The Answer: We have not given you enough facts to answer Bob’s question. However, you should consider the following:
1. First, you must take Section 121 of the Code into account. Section 121 says that a taxpayer may exclude $250,000 of gain on the sale of a personal residence, if the taxpayer owned and used the property as a personal residence for at least two years out of the five year period ending with the sale. Bob can take full advantage of Section 121, because he used the apartment as his personal residence for at least two years out of the five year period preceding the sale. Section 121 does not say that the taxpayer has to be using the property as a personal residence at the time of sale. Bob, however, may still defer paying tax on any gain above $250,000 by engaging in an exchange under Section 1031 of the code.
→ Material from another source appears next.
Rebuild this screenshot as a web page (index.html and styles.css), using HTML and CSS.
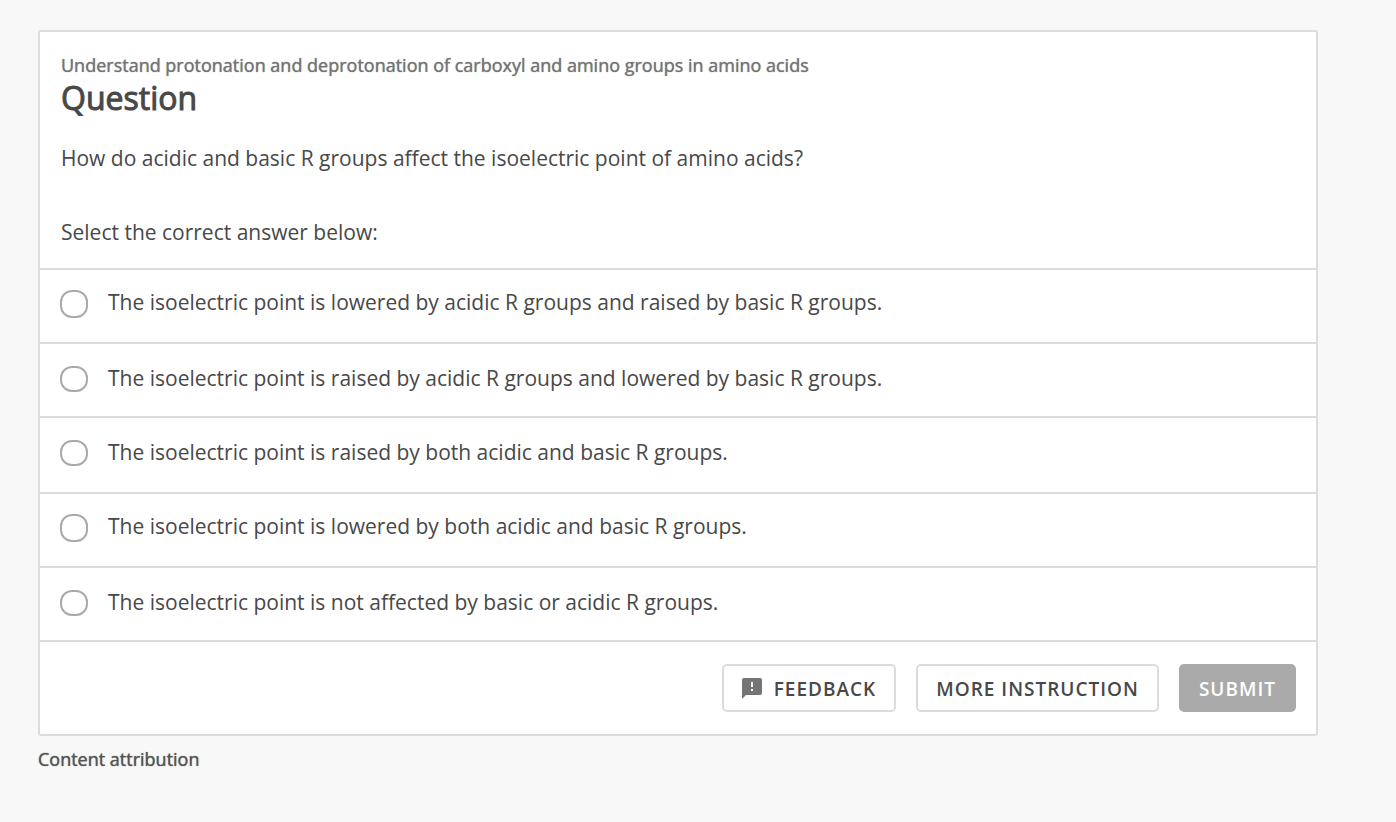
FILE: index.html
```html
<!DOCTYPE html>
<html lang="en">
<head>
<meta charset="utf-8">
<meta name="viewport" content="width=device-width, initial-scale=1">
<title>Question</title>
<link rel="stylesheet" href="styles.css">
</head>
<body>
<main class="page">
<form class="card">
<header class="card-header">
<p class="objective">Understand protonation and deprotonation of carboxyl and amino groups in amino acids</p>
<h1 class="title">Question</h1>
<p class="prompt">How do acidic and basic R groups affect the isoelectric point of amino acids?</p>
<p class="hint" id="hint">Select the correct answer below:</p>
</header>
<div class="choices" role="radiogroup" aria-labelledby="hint">
<label class="choice"><input class="radio" type="radio" name="answer"><span>The isoelectric point is lowered by acidic R groups and raised by basic R groups.</span></label>
<label class="choice choice-low"><input class="radio" type="radio" name="answer"><span>The isoelectric point is raised by acidic R groups and lowered by basic R groups.</span></label>
<label class="choice choice-low choice-tall"><input class="radio" type="radio" name="answer"><span>The isoelectric point is raised by both acidic and basic R groups.</span></label>
<label class="choice"><input class="radio" type="radio" name="answer"><span>The isoelectric point is lowered by both acidic and basic R groups.</span></label>
<label class="choice choice-low"><input class="radio" type="radio" name="answer"><span>The isoelectric point is not affected by basic or acidic R groups.</span></label>
</div>
<footer class="actions">
<button class="button" type="button"><svg class="icon" viewBox="0 0 20 21" aria-hidden="true"><path fill="#757575" fill-rule="evenodd" d="M2 0h16a2 2 0 0 1 2 2v13a2 2 0 0 1-2 2H4l-4 4V2a2 2 0 0 1 2-2zM9 4v5h2V4zM9 11v2h2v-2z"/></svg>Feedback</button>
<button class="button" type="button">More instruction</button>
<button class="button button-submit" type="submit" disabled>Submit</button>
</footer>
</form>
<a class="attribution" href="#">Content attribution</a>
</main>
</body>
</html>
```
FILE: styles.css
```css
* {
  box-sizing: border-box;
}

body {
  margin: 0;
  background: #f8f8f8;
  color: #484848;
  font-family: "Open Sans", sans-serif;
  font-size: 21px;
  line-height: 30px;
}

.page {
  padding: 30px 78px 30px 38px;
}

.card {
  background: #fff;
  border: 2px solid #dcdcdc;
  border-radius: 3px;
}

.card-header {
  padding: 19px 21px 21px;
}

.objective,
.title,
.prompt,
.hint {
  margin: 0;
}

.objective {
  color: #757575;
  font-size: 18px;
  font-weight: 400;
  line-height: 28px;
  text-shadow: 0 0 1px currentColor;
}

.title {
  font-size: 32px;
  font-weight: 400;
  line-height: 38px;
  -webkit-text-stroke: 1px currentColor;
}

.prompt {
  margin-top: 26px;
}

.hint {
  margin-top: 44px;
}

.choice {
  display: flex;
  align-items: flex-start;
  gap: 20px;
  min-height: 74px;
  padding: 17px 20px;
  border-top: 2px solid #dcdcdc;
}

.choice-low {
  padding: 19px 20px;
}

.choice-tall {
  min-height: 76px;
}

.radio {
  appearance: none;
  flex: none;
  width: 28px;
  height: 28px;
  margin: 3px 0 0;
  border: 2px solid #aaa;
  border-radius: 12px;
  background: #fff;
}

.choice-low .radio {
  height: 26px;
}

.radio:checked {
  background: #aaa;
}

.actions {
  display: flex;
  justify-content: flex-end;
  gap: 20px;
  padding: 22px 20px;
  border-top: 2px solid #dcdcdc;
}

.button {
  display: flex;
  align-items: center;
  gap: 12px;
  height: 48px;
  padding: 1px 18px 0;
  border: 2px solid #dcdcdc;
  border-radius: 5px;
  background: #fff;
  color: #484848;
  font: 600 19px "Open Sans", sans-serif;
  letter-spacing: 1px;
  text-transform: uppercase;
}

.button-submit {
  border-color: #aaa;
  background: #aaa;
  color: #fff;
}

.icon {
  width: 20px;
  height: 21px;
}

.attribution {
  display: inline-block;
  margin-top: 8px;
  color: #555;
  font-size: 18px;
  text-decoration: none;
  text-shadow: 0 0 1px currentColor;
}
```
2. Second, you must determine Bob’s actual gain. If Bob’s gain is only $250,000, then there is no reason to do an exchange. Even though Bob is selling his apartment for $300,000 more than he paid for it, he may be realizing a gain of less than $300,000. Other factors besides purchase and sale prices affect the amount of the gain. For example, if Bob took depreciation deductions during the period that he leased the apartment, then that will increase his gain. If Bob incurs expenses on the sale such as broker’s fees, attorney fees, and transfer taxes, then that will reduce the gain.
3. Third, you must determine the cost of the replacement apartment in San Diego. If the San Diego apartment costs less than $450,000, then Bob most likely will be getting some cash out of the sale, and he must pay income tax on any cash received. For example, if Bob walks out of the Westchester closing with $450,000 and buys the San Diego apartment for $400,000, then he has kept $50,000 from the sale and not used it to buy the San Diego apartment. Because only $50,000 of the gain needs to be sheltered and because Bob cannot shelter the $50,000 in cash that he received at the Westchester closing, then engaging in a 1031 exchange would be fruitless and silly.